Однако, если подумать, не все его беспорядочные поездки были пустой тратой времени. Определенную пользу он из них извлек, и она скрашивала теперь его одиночество. Давиде вполне серьезно рассматривал этот факт как обретение дружбы, хотя и не людской, а искусственной и даже, как ему казалось, омерзительной.

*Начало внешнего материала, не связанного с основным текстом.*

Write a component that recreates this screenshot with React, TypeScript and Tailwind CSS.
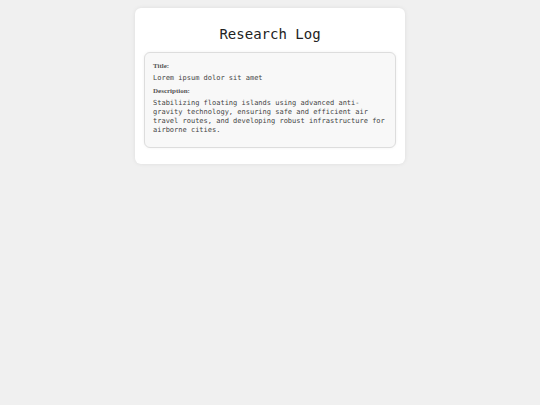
export default function App() {
  return (
    <div className="min-h-[405px] bg-[#f0f0f0] pt-2 font-['DejaVu_Sans_Mono',monospace]">
      <div className="mx-auto w-[270px] rounded-md bg-white px-[9px] pt-[17px] pb-[16px] shadow-[0_0_4px_rgba(0,0,0,0.08)]">
        <h1 className="text-center text-[14px] leading-[18px] text-[#222]">Research Log</h1>
        <div className="mt-[9px] rounded-md border border-[#dddddd] bg-[#f8f8f8] px-[8px] pt-[9px] pb-[12px] shadow-[0_0_3px_rgba(0,0,0,0.06)]">
          <p className="font-['Liberation_Serif',serif] text-[7px] font-bold leading-[9px] text-[#555]">Title:</p>
          <p className="mt-[3px] text-[7px] leading-[9px] text-[#444]">Lorem ipsum dolor sit amet</p>
          <p className="mt-[4px] font-['Liberation_Serif',serif] text-[7px] font-bold leading-[9px] text-[#555]">Description:</p>
          <p className="mt-[3px] text-[7px] leading-[9px] text-[#444]">
            Stabilizing floating islands using advanced anti-gravity technology, ensuring safe and efficient air travel routes, and developing robust infrastructure for airborne cities.
          </p>
        </div>
      </div>
    </div>
  )
}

Все началось несколько месяцев тому назад, во время одной из его поездок в Неаполь. Поздно вечером Давиде внезапно заявился домой к одному докторишке, только что получившему диплом. Давиде знал его еще студентом, с той поры, когда они с Нино появлялись в Неаполе, переходя линию фронта. «Петр!» — воскликнул молодой врач (он знал его под этим именем). Прежде чем Давиде заговорил, он почувствовал, что тот пришел просить о помощи. Потом он вспоминал, что, взглянув в лицо, он сразу же понял, что перед ним — потенциальный самоубийца. Во ввалившихся миндалевидных глазах Давиде, циничных и в то же время робких, застыла тьма, мускулы тела и лица дрожали под напором необузданной энергии, которая находила выход не иначе, чем через боль. Едва войдя, не поздоровавшись с хозяином (которого он не видел около двух лет), грубо, как вооруженный грабитель, ворвавшийся в дом, Давиде заявил, что ему нужно какое-нибудь лекарство, сильное, с мгновенным эффектом, иначе он сойдет с ума. Давиде сказал еще, что не в силах больше терпеть, что не спит уже несколько ночей, что ему повсюду мерещатся языки пламени. Ему нужно было
холодное-холодноелекарство, чтобы не думать, потому что он устал думать… Чтобы мысли отступились от него… чтобы жизнь отступилась от него! Выкрикивая все это, он бросился на диван лицом к стене и стал бить по ней кулаком, так что хрустнули суставы. Он рыдал, вернее, рыдания рождались у него в груди, сотрясая тело изнутри, но не могли вырваться наружу. С его губ слетал лишь глухой тяжелый хрип. Помещение, в котором они находились, было не врачебным кабинетом, а всего лишь квартирой, небольшой холостяцкой квартирой (ее хозяин жил тут еще в студенческие годы). На стенах, прикрепленные кнопками, висели вырезанные из газет юмористические картинки. Давиде, выкрикивая ругательства, принялся срывать их. Хозяин квартиры, который всегда уважал Давиде и восхищался его партизанскими подвигами, пытался успокоить гостя. В его домашней аптечке было мало лекарств, но в сумке лежала ампула пантопона, принесенная из больницы, где он работал. Он сделал Давиде укол, и тот начал сразу же успокаиваться, как голодный ребенок, сосущий материнскую грудь. Расслабившись, он тихо произнес: «Хорошо… Освежает» и в знак благодарности улыбнулся врачу, а глаза его, подернутые лучезарной дымкой, уже закрывались. «Извини за беспокойство, прости», — повторял он. Хозяин, видя, что гость засыпает, помог ему лечь на кровать в соседней комнате. Давиде проспал беспробудно всю ночь, почти десять часов кряду. Утром он проснулся спокойным и серьезным. Умывшись, причесавшись и даже побрившись, он спросил о лекарстве, и врач честно сказал ему, что он сделал укол пантопона, лекарства на основе морфия. «Морфий… наркотик», — задумчиво произнес Давиде и добавил, нахмурившись: «Значит, гадость». «Да, обычно к нему не следует прибегать, однако в некоторых исключительных случаях он рекомендован», — серьезно, с профессиональной педантичностью сказал врач. У Давиде было виноватое выражение лица, как у подростка, совершившего неблаговидный поступок. Он продолжал, потихоньку ударяя кулаком о кулак; на суставах были видны следы ушибов: «Слышишь, не говори никому, что ты влил в меня эту гадость», — пробормотал он и вышел.